WS v WS [2015] EWHC 3941 (Fam)
The wife was aged 56, the husband aged 61.  They began cohabiting in 1983 and married in May 1985.  They had two children both of whom were now adults.  The parties separated in 2012. 

The evidence was that, at least until the breakdown of the marriage, the parties had made a full and substantial contribution to the marriage and no distinction could be made between them.  The pot of assets compromised properties, business interests, cash, investments and pensions.  This totalled in excess of £13million.  All the assets had been acquired during the marriage.   Although the parties' financial positions were not wholly similar, neither could be categorised as the weaker party in economic terms or was likely to be significantly weaker following the equal division of assets.

There had, in the past, been some agreement that the former family home and companies to be sold with the proceeds of sale being divided equally (although that was now disputed).  The substantial question for determination by the court was the calculation of a lump sum payable by the wife to the husband to offset the difference in their pension provision (the parties agreed that a pension sharing order was not appropriate because of the tax consequences for the husband). 
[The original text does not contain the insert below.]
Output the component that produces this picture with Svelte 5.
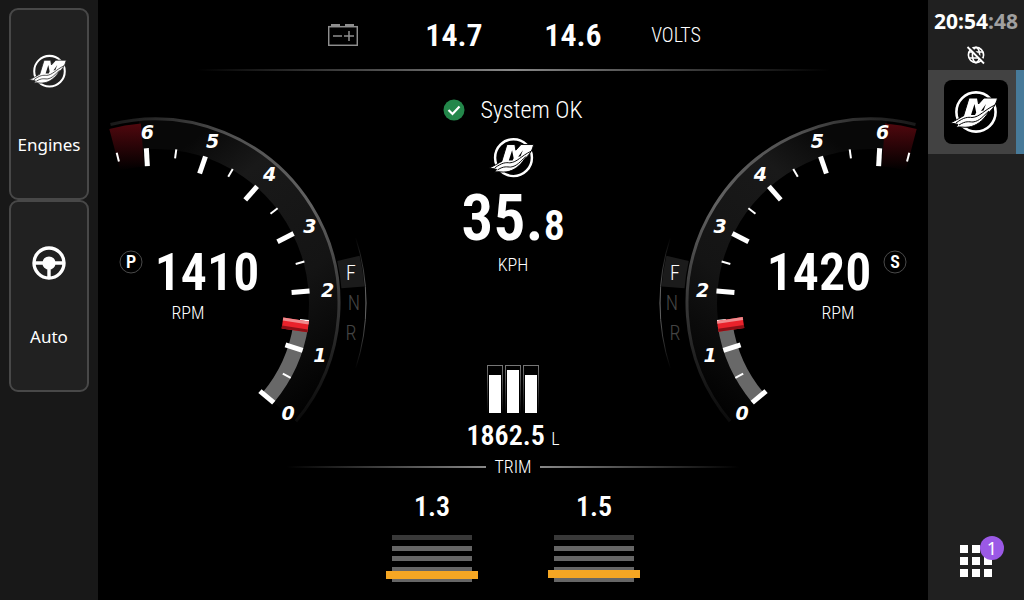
<script>
	let active = $state('engines');

	const voltages = ['14.7', '14.6'];
	const tanks = [38, 43, 38];
	const trims = [
		{ value: '1.3', level: 3 },
		{ value: '1.5', level: 4 }
	];
	const gauges = [
		{ id: 'port', letter: 'P', rpm: 1410, side: 1 },
		{ id: 'starboard', letter: 'S', rpm: 1420, side: -1 }
	];
	const gears = [
		{ name: 'F', x: 196, y: -23, on: true },
		{ name: 'N', x: 199, y: 7, on: false },
		{ name: 'R', x: 196, y: 37, on: false }
	];
	const ticks = Array.from({ length: 14 }, (_, i) => i / 2);
	const numbers = [0, 1, 2, 3, 4, 5, 6];

	// Degrees clockwise from three o'clock, for thousands of revs
	const angle = (v) => 40 - v * 22.2;

	function polar(r, deg) {
		const a = (deg * Math.PI) / 180;
		return [r * Math.cos(a), r * Math.sin(a)];
	}

	function arc(r, from, to) {
		return `M${polar(r, from)} A${r} ${r} 0 0 0 ${polar(r, to)}`;
	}

	function sector(inner, outer, from, to) {
		return `${arc(outer, from, to)} L${polar(inner, to)} A${inner} ${inner} 0 0 1 ${polar(inner, from)} Z`;
	}
</script>

{#snippet logo(cut)}
	<svg class="logo" viewBox="7 6 50 44" aria-hidden="true">
		<circle cx="32" cy="28" r="19.6" fill="none" stroke="#fff" stroke-width="2.6" />
		<path
			d="M6 39 C13 36 17 33 19.5 32 L25 14 H33.5 L34.5 20 L40 14 H53.5 C52 21 48 26 44 29 C39 37 32 42 25 43 C19 44 16 42 12 43.5 L14 40.5 C11 39.5 9 39.5 6 39 Z"
			fill="#fff"
			stroke={cut}
			stroke-width="1"
		/>
		<path d="M27 31 L30.5 20 L32.2 28.5 L31 31 Z M37 27 L42 20 L39.5 26.5 Z" fill={cut} />
		<path
			d="M12 39 C20 33 24 33 28 33.5 C36 33 40 26 51 21 M15 41 C22 36.5 25 38 29 38 C36 37 39 32 45 27"
			fill="none"
			stroke={cut}
			stroke-width="1"
		/>
	</svg>
{/snippet}

{#snippet gauge(g)}
	<svg
		class="gauge"
		viewBox="{g.side === 1 ? -57 : -215} -190 272 315"
		role="img"
		aria-label="{g.id} engine {g.rpm} RPM"
	>
		<defs>
			<linearGradient id="{g.id}-band" gradientUnits="userSpaceOnUse" x1="-30" y1="-110" x2="150" y2="120">
				<stop offset="0" stop-color="#080808" />
				<stop offset="0.2" stop-color="#191919" />
				<stop offset="0.6" stop-color="#141414" />
				<stop offset="1" stop-color="#000" />
			</linearGradient>
			<linearGradient id="{g.id}-rim" gradientUnits="userSpaceOnUse" x1="-45" y1="-180" x2="150" y2="120">
				<stop offset="0" stop-color="#181818" />
				<stop offset="0.2" stop-color="#505050" />
				<stop offset="0.5" stop-color="#626262" />
				<stop offset="0.8" stop-color="#333" />
				<stop offset="1" stop-color="#080808" />
			</linearGradient>
			<linearGradient id="{g.id}-red" x1="0" y1="0" x2="0" y2="1">
				<stop offset="0" stop-color="#50080e" />
				<stop offset="1" stop-color="#000" />
			</linearGradient>
			<linearGradient id="{g.id}-edge" gradientUnits="userSpaceOnUse" x1="0" y1="-66" x2="0" y2="66">
				<stop offset="0" stop-color="#000" />
				<stop offset="0.5" stop-color="#777" />
				<stop offset="1" stop-color="#000" />
			</linearGradient>
		</defs>

		<g transform="scale({g.side} 1)">
			<path d={sector(154, 184, 40, -95)} fill="url(#{g.id}-band)" />
			<path d={sector(137, 180, -94.5, -104.7)} fill="url(#{g.id}-red)" />
			<path d={arc(184, 40, -104)} fill="none" stroke="url(#{g.id}-rim)" stroke-width="3" />
			<path d={sector(187, 210, -4.5, -13)} fill="#1b1b1b" />
			<path d={arc(211, 18, -18)} fill="none" stroke="url(#{g.id}-edge)" stroke-width="1" />
			<path d={sector(140, 155, 40, angle(g.rpm / 1000))} fill="#686868" />
			{#each ticks as t}
				<line
					x1={t % 1 ? 146 : 137}
					x2="155"
					y1="0"
					y2="0"
					stroke="#fff"
					stroke-width={t % 1 ? 2 : 5}
					transform="rotate({angle(t)})"
				/>
			{/each}
			<g transform="rotate({angle(g.rpm / 1000)})">
				<rect x="129" y="-5" width="26" height="11" fill="#e9222b" />
				<rect x="129" y="-5" width="26" height="3" fill="#f08a8d" />
				<rect x="129" y="3" width="26" height="3" fill="#8c1016" />
			</g>
		</g>

		{#each numbers as n}
			{@const [x, y] = polar(171, angle(n))}
			<text class="number" x={x * g.side + 2} y={y + 7}>{n}</text>
		{/each}
		{#each gears as gear}
			<text class="gear" class:on={gear.on} x={gear.x * g.side} y={gear.y}>{gear.name}</text>
		{/each}
		<circle cx={-24 * g.side} cy="-41" r="11" fill="none" stroke="#4a4a4a" />
		<text class="letter" x={-24 * g.side} y="-35">{g.letter}</text>
		<text class="rpm" x={52 * g.side} y="-13">{g.rpm}</text>
		<text class="unit" x={33 * g.side} y="16">RPM</text>
	</svg>
{/snippet}

<div class="screen">
	<nav class="left">
		<button class="tile" onclick={() => (active = 'engines')}>
			<span class="icon">{@render logo('#212121')}</span>
			<span>Engines</span>
		</button>
		<button class="tile" onclick={() => (active = 'auto')}>
			<span class="icon">
				<svg class="wheel" viewBox="0 0 34 34" aria-hidden="true">
					<circle cx="17" cy="17" r="15" fill="none" stroke="#fff" stroke-width="3.4" />
					<circle cx="17" cy="17" r="6.6" fill="#fff" />
					<path d="M2 17 H32 M17 17 V32" stroke="#fff" stroke-width="3.4" />
				</svg>
			</span>
			<span>Auto</span>
		</button>
	</nav>

	<main>
		<header>
			<svg class="battery" viewBox="0 0 30 22" aria-label="Battery" role="img">
				<path d="M3 0 H12 V3 H3 Z M17 0 H26 V3 H17 Z" fill="#8e8e8e" />
				<rect x="0.7" y="2.7" width="28.6" height="18.6" fill="none" stroke="#8e8e8e" stroke-width="1.5" />
				<path d="M5 12 H14 M16 12 H26 M21 7 V17" stroke="#8e8e8e" stroke-width="1.5" />
			</svg>
			{#each voltages as v}
				<span class="volts">{v}</span>
			{/each}
			<span class="volts-label">VOLTS</span>
		</header>

		<div class="dash">
			{@render gauge(gauges[0])}
			<section class="center">
				<p class="status">
					<svg class="check" viewBox="0 0 22 22" aria-hidden="true">
						<circle cx="11" cy="11" r="10.5" fill="#23874a" />
						<path d="M5.5 11 L9.5 15 L16.5 7.5" fill="none" stroke="#fff" stroke-width="2.2" />
					</svg>
					System OK
				</p>
				<div class="brand">{@render logo('#000')}</div>
				<p class="speed">35.<span>8</span></p>
				<p class="speed-unit">KPH</p>
				<div class="tanks">
					{#each tanks as level}
						<div class="tank"><div style:height="{level}px"></div></div>
					{/each}
				</div>
				<p class="fuel">1862.5 <span>L</span></p>
			</section>
			{@render gauge(gauges[1])}
		</div>

		<h2>TRIM</h2>
		<div class="trims">
			{#each trims as trim}
				<div class="trim">
					<span>{trim.value}</span>
					<div class="bars">
						{#each [0, 1, 2, 3, 4] as bar}
							<i class:dim={bar === 0}></i>
						{/each}
						<div class="marker" style:bottom="{trim.level}px"></div>
					</div>
				</div>
			{/each}
		</div>
	</main>

	<aside>
		<time datetime="20:54:48">20:54<span>:48</span></time>
		<svg class="globe" viewBox="0 0 20 20" role="img" aria-label="Offline">
			<g fill="none" stroke="#fff" stroke-width="1.6">
				<circle cx="10" cy="10" r="7.6" />
				<ellipse cx="10" cy="10" rx="3.6" ry="7.6" />
				<path d="M3 7 H17 M3 13 H17" />
			</g>
			<path d="M3 1 L19 17" stroke="#202020" stroke-width="2" />
			<path d="M1.5 2 L18 18.5" stroke="#fff" stroke-width="1.8" />
		</svg>
		<button class="app" aria-label="Engines app">
			<span class="app-icon">{@render logo('#000')}</span>
		</button>
		<button class="menu" aria-label="All apps">
			<svg viewBox="0 0 32 32" aria-hidden="true">
				{#each [0, 12, 24] as y}
					{#each [0, 12, 24] as x}
						<rect {x} {y} width="8" height="8" fill="#fff" />
					{/each}
				{/each}
			</svg>
			<span class="badge">1</span>
		</button>
	</aside>
</div>

<style>
	:global(body) {
		background: #000;
	}
	.screen {
		display: grid;
		grid-template-columns: 98px 1fr 96px;
		min-height: 100vh;
		background: #000;
		color: #fff;
		font-family: 'Roboto Condensed', 'Liberation Sans Narrow', sans-serif;
	}
	svg {
		display: block;
	}
	p,
	h2 {
		margin: 0;
		font-weight: 300;
	}
	button {
		margin: 0;
		padding: 0;
		border: 0;
		color: inherit;
		cursor: pointer;
	}

	.left {
		display: flex;
		flex-direction: column;
		padding: 8px 9px;
		background: #181818;
	}
	.tile {
		box-sizing: border-box;
		display: flex;
		flex-direction: column;
		align-items: center;
		gap: 43px;
		height: 192px;
		padding-top: 42px;
		border: 2px solid #484848;
		border-radius: 9px;
		background: #212121;
		font: 17px/24px 'Noto Sans', sans-serif;
	}
	.icon {
		display: grid;
		place-items: center;
		height: 38px;
	}
	.logo {
		width: 100%;
		overflow: visible;
	}
	.icon .logo {
		width: 39px;
	}
	.wheel {
		width: 34px;
	}

	main {
		display: flex;
		flex-direction: column;
	}
	header {
		display: grid;
		grid-template-columns: 88px 134px 104px 102px;
		justify-content: center;
		align-items: center;
		justify-items: center;
		height: 69px;
		border-bottom: 2px solid;
		border-image: linear-gradient(90deg, #000 12%, #888 50%, #000 88%) 1;
	}
	.battery {
		width: 30px;
	}
	.volts {
		font-size: 32px;
		font-weight: 600;
	}
	.volts-label {
		font-size: 20px;
		font-weight: 300;
	}

	.dash {
		display: grid;
		grid-template-columns: 272px 1fr 272px;
		align-items: start;
	}
	.gauge {
		width: 100%;
		margin-top: 42px;
	}
	.gauge text {
		fill: #fff;
		text-anchor: middle;
	}
	.gauge .number {
		font: italic 700 19px 'DejaVu Sans', sans-serif;
	}
	.gauge .gear {
		fill: #444;
		font-size: 20px;
		font-weight: 300;
	}
	.gauge .gear.on {
		fill: #fff;
	}
	.gauge .letter {
		font-size: 18px;
		font-weight: 600;
	}
	.gauge .rpm {
		font-size: 52px;
		font-weight: 600;
	}
	.gauge .unit {
		font-size: 18px;
		font-weight: 300;
	}

	.center {
		display: flex;
		flex-direction: column;
		align-items: center;
		padding-top: 24px;
	}
	.status {
		display: flex;
		align-items: center;
		gap: 15px;
		font-size: 24px;
		line-height: 30px;
	}
	.check {
		width: 22px;
	}
	.brand {
		width: 47px;
		height: 42px;
		margin-top: 12px;
	}
	.speed {
		margin-top: 8px;
		font-size: 64px;
		font-weight: 600;
		line-height: 64px;
	}
	.speed span {
		font-size: 42px;
		line-height: 1;
	}
	.speed-unit {
		margin-top: 2px;
		font-size: 18px;
		line-height: 24px;
	}
	.tanks {
		display: flex;
		gap: 2px;
		margin-top: 88px;
	}
	.tank {
		box-sizing: border-box;
		display: flex;
		align-items: flex-end;
		width: 16px;
		height: 48px;
		padding: 0 1px;
		border: 1px solid;
		border-image: linear-gradient(#777, #000) 1;
		border-bottom: 0;
	}
	.tank div {
		width: 100%;
		background: #fff;
	}
	.fuel {
		margin-top: 7px;
		font-size: 28px;
		font-weight: 600;
		line-height: 32px;
	}
	.fuel span {
		font-size: 18px;
		font-weight: 300;
		line-height: 1;
	}

	h2 {
		display: flex;
		align-items: center;
		align-self: center;
		gap: 8px;
		width: 452px;
		margin-top: 3px;
		font-size: 18px;
		line-height: 24px;
	}
	h2::before,
	h2::after {
		content: '';
		flex: 1;
		height: 2px;
		background: linear-gradient(90deg, #000, #888);
	}
	h2::after {
		background: linear-gradient(90deg, #888, #000);
	}
	.trims {
		display: flex;
		justify-content: center;
		gap: 70px;
		margin-top: 12px;
	}
	.trim {
		display: flex;
		flex-direction: column;
		align-items: center;
		gap: 12px;
		width: 92px;
		font-size: 28px;
		font-weight: 600;
		line-height: 32px;
	}
	.bars {
		position: relative;
		display: flex;
		flex-direction: column;
		justify-content: space-between;
		width: 80px;
		height: 47px;
	}
	.bars i {
		height: 5px;
		background: #666;
	}
	.bars .dim {
		background: #383838;
	}
	.marker {
		position: absolute;
		left: -6px;
		right: -6px;
		height: 8px;
		background: #f5a623;
	}

	aside {
		display: flex;
		flex-direction: column;
		align-items: center;
		background: #202020;
	}
	time {
		margin-top: 8px;
		font: 700 21px/26px 'Noto Sans', sans-serif;
	}
	time span {
		color: #a0a0a0;
	}
	.globe {
		width: 20px;
		margin: 11px 0 5px;
	}
	.app {
		box-sizing: border-box;
		width: 100%;
		height: 84px;
		padding-left: 16px;
		border-right: 8px solid #477a99;
		background: #424242;
	}
	.app-icon {
		box-sizing: border-box;
		display: block;
		width: 64px;
		height: 64px;
		padding: 10px 7px;
		border-radius: 8px;
		background: #000;
	}
	.menu {
		position: relative;
		width: 32px;
		margin: auto 0 23px;
		background: none;
	}
	.badge {
		position: absolute;
		top: -9px;
		right: -12px;
		width: 24px;
		border-radius: 50%;
		background: #9b59e6;
		font: 18px/24px 'Noto Sans', sans-serif;
	}
</style>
Both parties put forward arguments about the most suitable methodology to calculate the offsetting lump sum.  The differences between the parties' pension arrangements were that the husband had available funds equivalent to cash (which he could extract without difficulty), whereas the wife had a guaranteed but non-transferable income stream.

After detailed consideration, the court decided to proceed on a Duxbury calculation in preference to an annuity based calculation.  The lump sum was calculated at £425,000.  A final order was approved which saw each party walk away with over £6million each plus pensions.